The question of which low-utility worlds are consistent/logically possible is a property of Math. All of math follows from axioms. Math doesn't change without axioms changing.

I agree :). This is the problem with theories of counterpossible reasoning. However, it's not clear that this is more of a problem for FDT than for CDT. After all, CDT evaluates causal counterfactuals, which are just as much a fiction as logical counterfactuals. Physics is either random or deterministic (unless we are mistaken about reality), and in neither case are there real mind independent counterfactuals. Whether or not you take an action is just a fact about the environment.

So, there is no greater problem for FDT; it's just a different problem, and perhaps not even very different. Which is not to say that it's not a big issue -- that's why MIRI is working on it.

If that's the case, then I assume that you defect in the twin prisoner's dilemma.

I do. I would rather be someone who didn't. But I don't see path to becoming that person without lobotomizing myself. And it's not a huge concern of mine, since I don't expect to encounter such a dilemma. (Rarely am I the one pointing out that a philosophical thought experiment is unrealistic. It's not usually the point of thought experiments to be realistic--we usually only talk about them to evaluate the consequences of different positions. But it is worth noting here that I don't see this as a major issue for me.) I haven't written this up because I don't think it's particularly urgent to explain to people why I think CDT is correct over FDT. Indeed, in one view, it would be cruel of me to do so! And I don't think it matters much for AI alignment.

Don't you think that's at least looking into?

This was partly why I decided to wade into the weeds, because absent a discussion of how plausible it is that we could affect things non-causally, yes, one's first instinct would be that we should look at least into it. And maybe, like, 0.1% of resources directed toward AI Safety should go toward whether we can change Math, but honestly, even that seems high. Because what we're talking about is changing logical facts. That might be number 1 on my list of intractable problems.

After all, CDT evaluates causal counterfactuals, which are just as much a fiction as logical counterfactuals.

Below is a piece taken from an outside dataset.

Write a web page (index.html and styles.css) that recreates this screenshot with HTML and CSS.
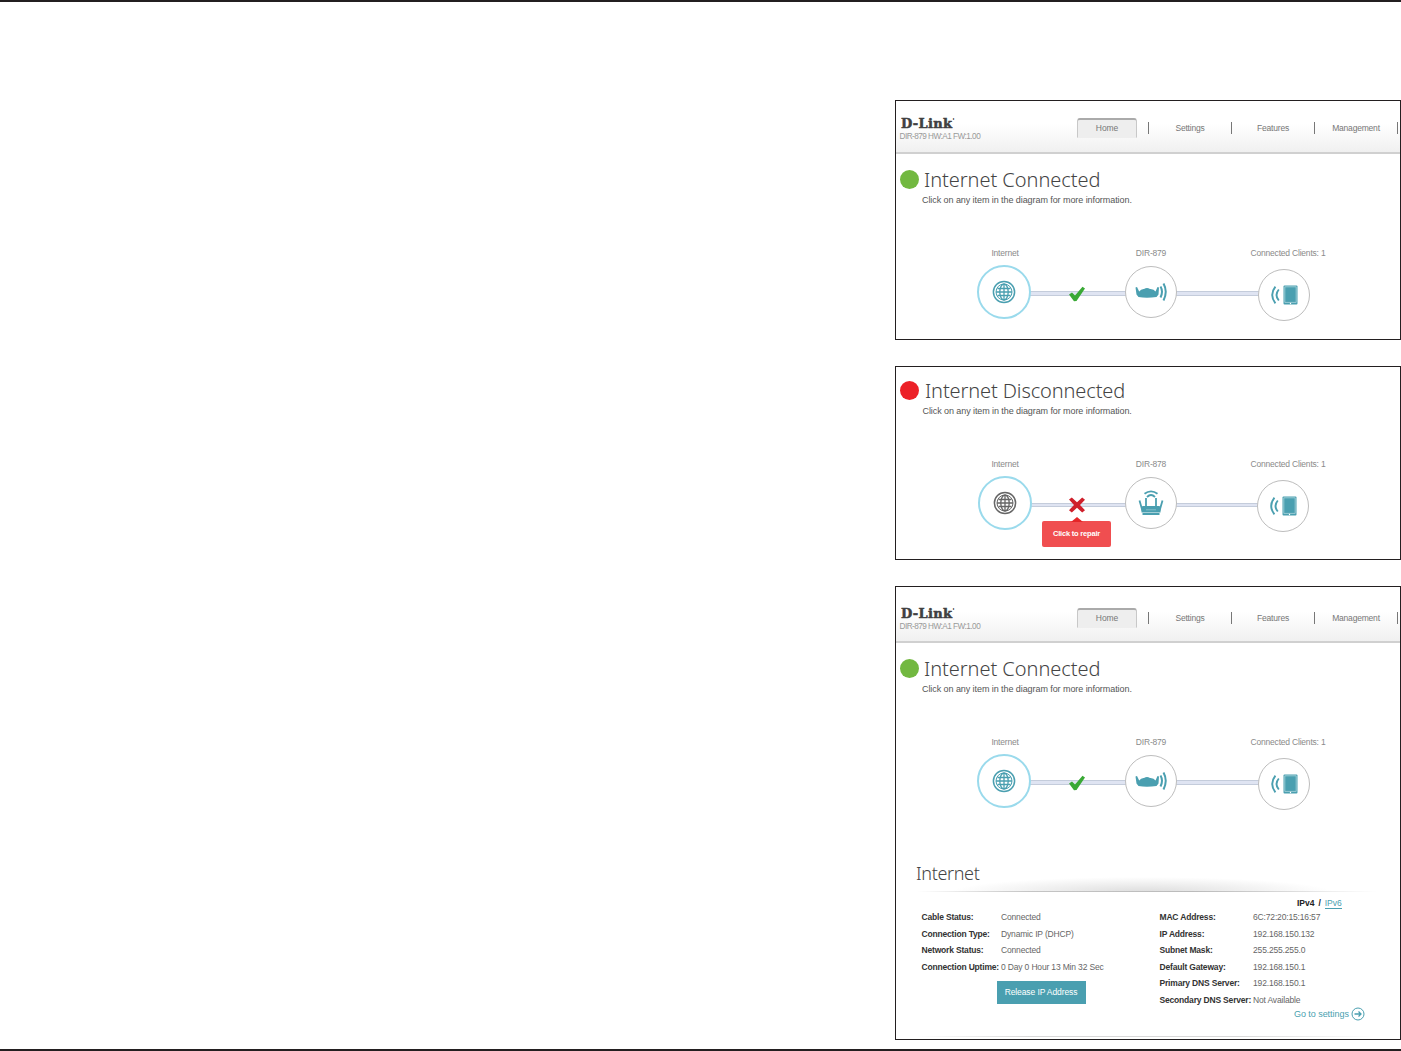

This is getting subtle :) and it's hard to make sure our words mean things, but I submit that causal counterfactuals are much less fictitious than logical counterfactuals! I submit that it is less extravagant to claim we can affect this world than it is to claim that we can affect hypothetical worlds with which we are not in causal contact. No matter what action I pick, math stays the same. But it's not the case that no matter what action I pick, the world stays the same. (In the former case, which action I pick could in theory tell us something about what mathematical object the physical universe implements, but it doesn't change math.) In both cases, yes, there is only one action that I do take, but assuming we can reason both about causal and logical counterfactuals, we can still talk sensibly about the causal and logical consequences of picking actions I won't in fact end up picking. I don't have a complete answer to "how should we define causal/logical counterfactuals" but I don't think I need to for the sake of this conversation, as long as we both agree that we can use the terms in more or less the same way, which I think we are successfully doing.

I don't yet see why creating a CDT agent avoids catastrophe better than FDT.

I think running an aligned FDT agent would probably be fine. I'm just arguing that it wouldn't be any better than running a CDT agent (besides for the interim phase before Son-of-CDT has been created). And indeed, I don't think any new decision theories will perform any better than Son-of-CDT, so it doesn't seem to me to be a priority for AGI safety. Finally, the fact that no FDT agent has actually been fully defined certainly weighs in favor of just going with a CDT agent.

If that’s the case, then I assume that you defect in the twin prisoner’s dilemma.

I do. I would rather be someone who didn’t. But I don’t see path to becoming that person without lobotomizing myself.

You could just cooperate, without taking such drastic measures, no?

I jumped off a small cliff into a lake once, and when I was standing on the rock, I couldn't bring myself to jump. I stepped back to let another person go, and then I stepped onto the rock and jumped immediately. I might be able to do something similar.

But I wouldn't be able to endorse such behavior while reflecting on it if I were in that situation, given my conviction that I am unable to change math. Indeed, I don't think it would be wise of me to cooperate in that situation. What I really mean when I say that I would rather be someone who cooperated in a twin prisoners dilemma is "conditioned the (somewhat odd) hypothetical that I will at some point end up in a high stakes twin prisoner's dilemma, I would rather it be the case that I am the sort of person who cooperates", which is really saying that I would rather play a twin prisoner's dilemma game against a cooperator than against a defector, which is just an obvious preference for a favorable event to befall me rather than an unfavorable one. In similar news, conditioned on my encountering a situation in the future where somebody checks to see if am I good person, and if I am, they destroy the world, then I would like to become a bad person. Conditioned on my encountering a situation in which someone saves the world if I am devout, I would like to become a devout person.

If I could turn off the part of my brain that forms the question "but why should I cooperate, when I can't change math?" that would be a path to becoming a reliable cooperator, but I don't see a path to silencing a valid argument in my brain without a lobotomy (short of possibly just cooperating really fast without thinking, and of course without forming the doubt "wait, why am I trying to do this really fast without thinking?").

I think it's worth pointing out that I agree that you can't change math. I don't think I can change math. Yet, I would still cooperate. The whole thing about whether we can literally change math is missing a crux. Thankfully, logical counterfactuals are not construed in such a silly way.

This is similar to the debate over whether free will exists when physics is deterministic. "You can't change the future. It is already fixed..." the poor soul said, before walking off a cliff.